__Request__: Transcribe every line exactly. Leave the pictures behind.
____ Data block
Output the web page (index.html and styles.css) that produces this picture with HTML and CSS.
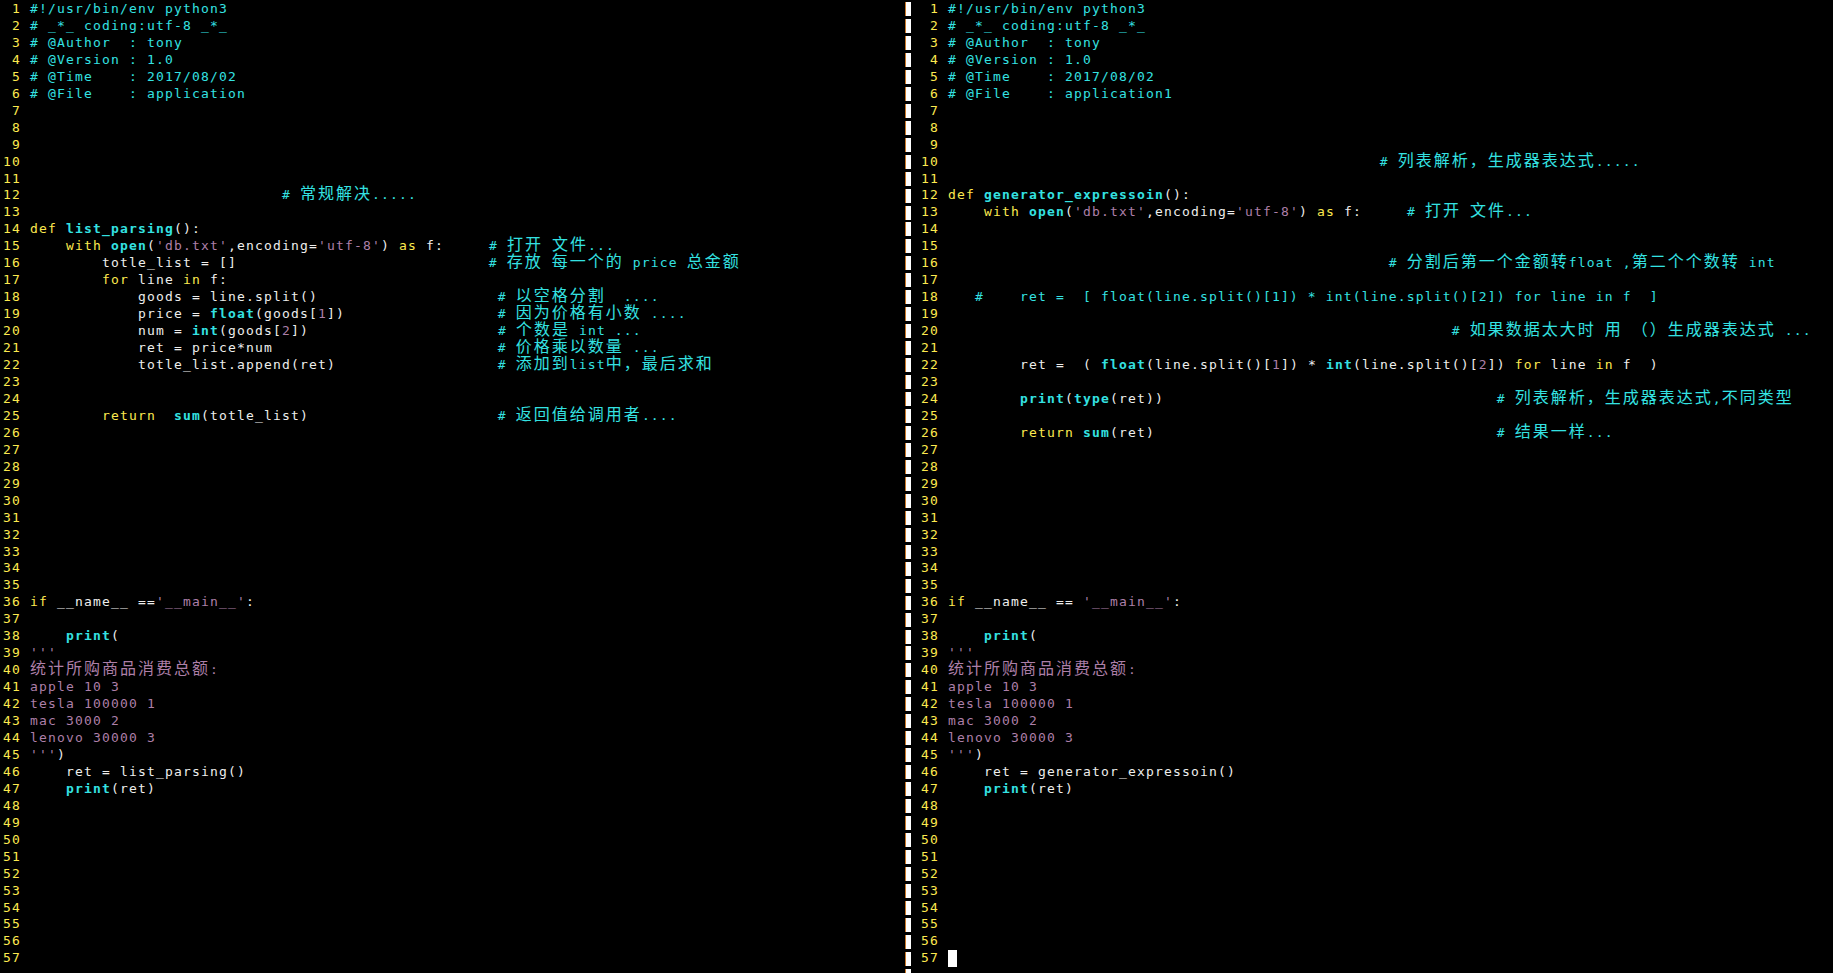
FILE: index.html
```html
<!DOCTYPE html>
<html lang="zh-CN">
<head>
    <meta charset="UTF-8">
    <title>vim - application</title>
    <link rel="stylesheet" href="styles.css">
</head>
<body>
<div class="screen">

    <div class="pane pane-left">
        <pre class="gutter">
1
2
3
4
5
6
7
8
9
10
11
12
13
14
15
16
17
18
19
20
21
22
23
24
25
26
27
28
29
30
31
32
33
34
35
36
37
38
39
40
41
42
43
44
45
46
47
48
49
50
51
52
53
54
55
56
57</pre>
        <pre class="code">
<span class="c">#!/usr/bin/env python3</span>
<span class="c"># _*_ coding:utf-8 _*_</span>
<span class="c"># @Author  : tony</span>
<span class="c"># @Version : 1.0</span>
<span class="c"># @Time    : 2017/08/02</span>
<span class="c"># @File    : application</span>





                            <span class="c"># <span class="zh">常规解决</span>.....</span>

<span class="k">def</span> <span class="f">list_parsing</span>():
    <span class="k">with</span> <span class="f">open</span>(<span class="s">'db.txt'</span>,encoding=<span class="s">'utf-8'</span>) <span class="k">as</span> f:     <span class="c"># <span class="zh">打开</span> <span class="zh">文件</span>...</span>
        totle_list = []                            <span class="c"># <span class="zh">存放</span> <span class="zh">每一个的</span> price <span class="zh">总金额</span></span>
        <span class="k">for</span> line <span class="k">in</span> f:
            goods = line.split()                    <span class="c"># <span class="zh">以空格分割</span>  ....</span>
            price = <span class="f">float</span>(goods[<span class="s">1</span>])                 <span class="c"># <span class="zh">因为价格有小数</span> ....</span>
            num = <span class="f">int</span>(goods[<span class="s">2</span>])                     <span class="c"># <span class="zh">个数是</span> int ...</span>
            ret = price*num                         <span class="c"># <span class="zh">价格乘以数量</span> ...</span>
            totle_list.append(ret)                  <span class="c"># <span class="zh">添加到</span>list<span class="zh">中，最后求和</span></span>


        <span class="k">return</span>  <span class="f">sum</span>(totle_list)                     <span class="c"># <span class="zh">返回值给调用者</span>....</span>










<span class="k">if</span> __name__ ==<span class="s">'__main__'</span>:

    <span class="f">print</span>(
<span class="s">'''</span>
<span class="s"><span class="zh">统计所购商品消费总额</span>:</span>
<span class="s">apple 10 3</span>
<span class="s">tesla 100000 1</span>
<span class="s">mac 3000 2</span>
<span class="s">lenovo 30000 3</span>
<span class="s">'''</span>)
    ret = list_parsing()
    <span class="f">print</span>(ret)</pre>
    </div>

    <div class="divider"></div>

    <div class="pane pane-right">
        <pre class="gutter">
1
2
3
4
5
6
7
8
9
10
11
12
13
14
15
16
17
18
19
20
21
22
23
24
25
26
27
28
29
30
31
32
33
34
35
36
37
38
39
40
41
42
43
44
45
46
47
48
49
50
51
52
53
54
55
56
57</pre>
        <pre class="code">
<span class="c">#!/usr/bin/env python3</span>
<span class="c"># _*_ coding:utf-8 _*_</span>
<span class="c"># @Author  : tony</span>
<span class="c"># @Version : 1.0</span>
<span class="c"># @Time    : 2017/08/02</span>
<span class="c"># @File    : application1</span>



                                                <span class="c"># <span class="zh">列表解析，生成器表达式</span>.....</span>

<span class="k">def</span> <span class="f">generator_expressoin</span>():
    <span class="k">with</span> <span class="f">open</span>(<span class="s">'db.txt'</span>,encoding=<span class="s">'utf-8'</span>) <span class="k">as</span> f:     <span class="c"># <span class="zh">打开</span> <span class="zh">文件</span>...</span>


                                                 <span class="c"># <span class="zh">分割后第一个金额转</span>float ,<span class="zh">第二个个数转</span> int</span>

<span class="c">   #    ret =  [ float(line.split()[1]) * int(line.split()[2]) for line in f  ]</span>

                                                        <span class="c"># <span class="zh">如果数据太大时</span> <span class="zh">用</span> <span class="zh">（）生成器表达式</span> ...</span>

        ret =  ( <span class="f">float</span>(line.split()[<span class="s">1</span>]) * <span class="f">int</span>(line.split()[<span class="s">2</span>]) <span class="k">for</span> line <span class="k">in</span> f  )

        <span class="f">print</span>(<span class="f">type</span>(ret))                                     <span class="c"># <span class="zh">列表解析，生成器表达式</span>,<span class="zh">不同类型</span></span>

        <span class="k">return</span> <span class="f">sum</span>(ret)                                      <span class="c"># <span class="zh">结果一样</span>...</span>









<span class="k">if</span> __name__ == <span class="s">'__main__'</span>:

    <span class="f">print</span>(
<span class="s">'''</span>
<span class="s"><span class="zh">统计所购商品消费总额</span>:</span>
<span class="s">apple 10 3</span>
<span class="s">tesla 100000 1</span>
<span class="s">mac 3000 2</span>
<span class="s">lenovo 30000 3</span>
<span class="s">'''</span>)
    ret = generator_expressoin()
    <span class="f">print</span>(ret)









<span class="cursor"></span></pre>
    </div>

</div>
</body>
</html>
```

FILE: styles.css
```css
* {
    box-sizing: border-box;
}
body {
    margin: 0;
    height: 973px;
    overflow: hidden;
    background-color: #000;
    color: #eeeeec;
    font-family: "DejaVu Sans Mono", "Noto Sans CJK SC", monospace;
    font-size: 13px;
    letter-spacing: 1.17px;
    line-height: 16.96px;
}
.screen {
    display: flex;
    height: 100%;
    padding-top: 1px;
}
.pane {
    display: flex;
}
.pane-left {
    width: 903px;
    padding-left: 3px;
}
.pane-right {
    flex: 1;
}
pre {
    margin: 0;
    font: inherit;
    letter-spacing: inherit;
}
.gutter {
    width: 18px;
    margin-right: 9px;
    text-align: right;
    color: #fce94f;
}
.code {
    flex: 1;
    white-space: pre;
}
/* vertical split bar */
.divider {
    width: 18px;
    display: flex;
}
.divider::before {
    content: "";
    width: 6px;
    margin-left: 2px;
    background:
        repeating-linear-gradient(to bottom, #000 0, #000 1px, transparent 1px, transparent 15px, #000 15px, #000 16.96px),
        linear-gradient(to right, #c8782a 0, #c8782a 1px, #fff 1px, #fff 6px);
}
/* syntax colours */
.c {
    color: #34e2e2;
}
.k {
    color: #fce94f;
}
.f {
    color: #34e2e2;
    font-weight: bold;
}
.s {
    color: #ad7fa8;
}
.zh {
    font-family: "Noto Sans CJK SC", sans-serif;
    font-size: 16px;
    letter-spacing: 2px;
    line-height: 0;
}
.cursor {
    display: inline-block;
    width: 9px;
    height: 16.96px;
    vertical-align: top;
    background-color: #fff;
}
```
________
__Result of the exercise__:
Output the web page (index.html and styles.css) that produces this picture with HTML and CSS.
FILE: index.html
```html
<!DOCTYPE html>
<html lang="zh-CN">
<head>
    <meta charset="UTF-8">
    <title>vim - application</title>
    <link rel="stylesheet" href="styles.css">
</head>
<body>
<div class="screen">

    <div class="pane pane-left">
        <pre class="gutter">
1
2
3
4
5
6
7
8
9
10
11
12
13
14
15
16
17
18
19
20
21
22
23
24
25
26
27
28
29
30
31
32
33
34
35
36
37
38
39
40
41
42
43
44
45
46
47
48
49
50
51
52
53
54
55
56
57</pre>
        <pre class="code">
<span class="c">#!/usr/bin/env python3</span>
<span class="c"># _*_ coding:utf-8 _*_</span>
<span class="c"># @Author  : tony</span>
<span class="c"># @Version : 1.0</span>
<span class="c"># @Time    : 2017/08/02</span>
<span class="c"># @File    : application</span>





                            <span class="c"># <span class="zh">常规解决</span>.....</span>

<span class="k">def</span> <span class="f">list_parsing</span>():
    <span class="k">with</span> <span class="f">open</span>(<span class="s">'db.txt'</span>,encoding=<span class="s">'utf-8'</span>) <span class="k">as</span> f:     <span class="c"># <span class="zh">打开</span> <span class="zh">文件</span>...</span>
        totle_list = []                            <span class="c"># <span class="zh">存放</span> <span class="zh">每一个的</span> price <span class="zh">总金额</span></span>
        <span class="k">for</span> line <span class="k">in</span> f:
            goods = line.split()                    <span class="c"># <span class="zh">以空格分割</span>  ....</span>
            price = <span class="f">float</span>(goods[<span class="s">1</span>])                 <span class="c"># <span class="zh">因为价格有小数</span> ....</span>
            num = <span class="f">int</span>(goods[<span class="s">2</span>])                     <span class="c"># <span class="zh">个数是</span> int ...</span>
            ret = price*num                         <span class="c"># <span class="zh">价格乘以数量</span> ...</span>
            totle_list.append(ret)                  <span class="c"># <span class="zh">添加到</span>list<span class="zh">中，最后求和</span></span>


        <span class="k">return</span>  <span class="f">sum</span>(totle_list)                     <span class="c"># <span class="zh">返回值给调用者</span>....</span>










<span class="k">if</span> __name__ ==<span class="s">'__main__'</span>:

    <span class="f">print</span>(
<span class="s">'''</span>
<span class="s"><span class="zh">统计所购商品消费总额</span>:</span>
<span class="s">apple 10 3</span>
<span class="s">tesla 100000 1</span>
<span class="s">mac 3000 2</span>
<span class="s">lenovo 30000 3</span>
<span class="s">'''</span>)
    ret = list_parsing()
    <span class="f">print</span>(ret)</pre>
    </div>

    <div class="divider"></div>

    <div class="pane pane-right">
        <pre class="gutter">
1
2
3
4
5
6
7
8
9
10
11
12
13
14
15
16
17
18
19
20
21
22
23
24
25
26
27
28
29
30
31
32
33
34
35
36
37
38
39
40
41
42
43
44
45
46
47
48
49
50
51
52
53
54
55
56
57</pre>
        <pre class="code">
<span class="c">#!/usr/bin/env python3</span>
<span class="c"># _*_ coding:utf-8 _*_</span>
<span class="c"># @Author  : tony</span>
<span class="c"># @Version : 1.0</span>
<span class="c"># @Time    : 2017/08/02</span>
<span class="c"># @File    : application1</span>



                                                <span class="c"># <span class="zh">列表解析，生成器表达式</span>.....</span>

<span class="k">def</span> <span class="f">generator_expressoin</span>():
    <span class="k">with</span> <span class="f">open</span>(<span class="s">'db.txt'</span>,encoding=<span class="s">'utf-8'</span>) <span class="k">as</span> f:     <span class="c"># <span class="zh">打开</span> <span class="zh">文件</span>...</span>


                                                 <span class="c"># <span class="zh">分割后第一个金额转</span>float ,<span class="zh">第二个个数转</span> int</span>

<span class="c">   #    ret =  [ float(line.split()[1]) * int(line.split()[2]) for line in f  ]</span>

                                                        <span class="c"># <span class="zh">如果数据太大时</span> <span class="zh">用</span> <span class="zh">（）生成器表达式</span> ...</span>

        ret =  ( <span class="f">float</span>(line.split()[<span class="s">1</span>]) * <span class="f">int</span>(line.split()[<span class="s">2</span>]) <span class="k">for</span> line <span class="k">in</span> f  )

        <span class="f">print</span>(<span class="f">type</span>(ret))                                     <span class="c"># <span class="zh">列表解析，生成器表达式</span>,<span class="zh">不同类型</span></span>

        <span class="k">return</span> <span class="f">sum</span>(ret)                                      <span class="c"># <span class="zh">结果一样</span>...</span>









<span class="k">if</span> __name__ == <span class="s">'__main__'</span>:

    <span class="f">print</span>(
<span class="s">'''</span>
<span class="s"><span class="zh">统计所购商品消费总额</span>:</span>
<span class="s">apple 10 3</span>
<span class="s">tesla 100000 1</span>
<span class="s">mac 3000 2</span>
<span class="s">lenovo 30000 3</span>
<span class="s">'''</span>)
    ret = generator_expressoin()
    <span class="f">print</span>(ret)









<span class="cursor"></span></pre>
    </div>

</div>
</body>
</html>
```

FILE: styles.css
```css
* {
    box-sizing: border-box;
}
body {
    margin: 0;
    height: 973px;
    overflow: hidden;
    background-color: #000;
    color: #eeeeec;
    font-family: "DejaVu Sans Mono", "Noto Sans CJK SC", monospace;
    font-size: 13px;
    letter-spacing: 1.17px;
    line-height: 16.96px;
}
.screen {
    display: flex;
    height: 100%;
    padding-top: 1px;
}
.pane {
    display: flex;
}
.pane-left {
    width: 903px;
    padding-left: 3px;
}
.pane-right {
    flex: 1;
}
pre {
    margin: 0;
    font: inherit;
    letter-spacing: inherit;
}
.gutter {
    width: 18px;
    margin-right: 9px;
    text-align: right;
    color: #fce94f;
}
.code {
    flex: 1;
    white-space: pre;
}
/* vertical split bar */
.divider {
    width: 18px;
    display: flex;
}
.divider::before {
    content: "";
    width: 6px;
    margin-left: 2px;
    background:
        repeating-linear-gradient(to bottom, #000 0, #000 1px, transparent 1px, transparent 15px, #000 15px, #000 16.96px),
        linear-gradient(to right, #c8782a 0, #c8782a 1px, #fff 1px, #fff 6px);
}
/* syntax colours */
.c {
    color: #34e2e2;
}
.k {
    color: #fce94f;
}
.f {
    color: #34e2e2;
    font-weight: bold;
}
.s {
    color: #ad7fa8;
}
.zh {
    font-family: "Noto Sans CJK SC", sans-serif;
    font-size: 16px;
    letter-spacing: 2px;
    line-height: 0;
}
.cursor {
    display: inline-block;
    width: 9px;
    height: 16.96px;
    vertical-align: top;
    background-color: #fff;
}
```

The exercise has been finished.